The paper [13] by A. Malec studies the classical first-order predicate logic. This logic is a sufficient and desirable basis for deontic theories which are free-from paradoxes inherent in propositional deontic logics that are adequate to the domain of law. The specific axioms of these theories proposed in the paper refer to Bogusław Wolniewicz’s “Ontology of Situations” and reflect: (i) relations between sets of legal events, (ii) properties of simple acts, and (iii) properties of compound acts.

In [14], D. Leszczyńska-Jasion and S. Chlebowski develop a proof method (synthetic tableaux method) for a class of the first-order theories axiomatized by universal axioms. Completeness of the system is demonstrated, and some similarities between the method of synthetic tableaux and the axiomatic method are discussed.

The paper [15] by U. Wybraniec-Skardowska presents two equivalent axiomatic systems of arithmetic of natural numbers: Peano’s (P) and Wilkosz’s (W), and two intuitive axiomatic extensions of integer arithmetic modeled on them. All these systems of arithmetic are based on second-order predicate calculus, and the systems P and W differ mainly in that while in both categorical systems P and W, the primitive concept is a set of natural numbers, in the former, the primitive concepts are also zero and a successor of the natural number; in the latter, the primitive concept is the inequality relation.

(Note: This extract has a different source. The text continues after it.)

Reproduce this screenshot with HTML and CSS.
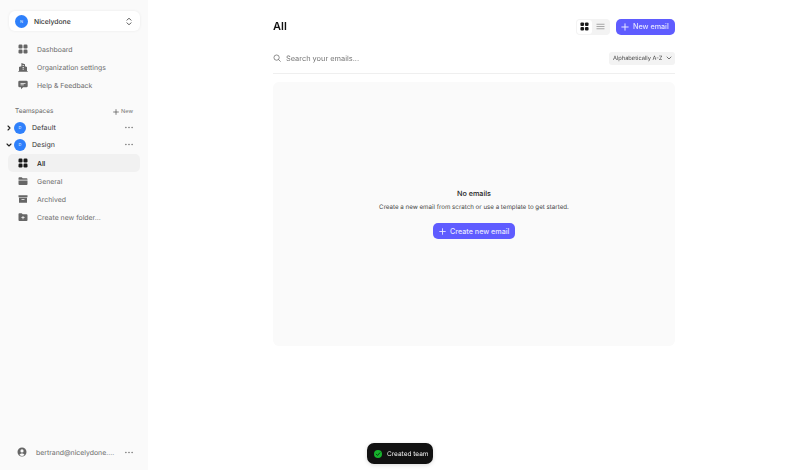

In [16], J-P. Desclés and A. Pascu study mathematical models of the logic of the determination of objects (LDO) and the logic of typical and atypical instances of concept (LTA). The novelty of the model presented in this book is that it describes the structural level of LDO in the framework of preordered sets and lattices. A mathematical model of LTA is constructed as an extension of LDO model. In the case of LTA, a set of objects related to a concept gets equipped with a quasi-topological structure.

A review [17] of the book “The Significance of the New Logic” by Willard Van Orman Quine, contributed by R. Freire, completes the volume.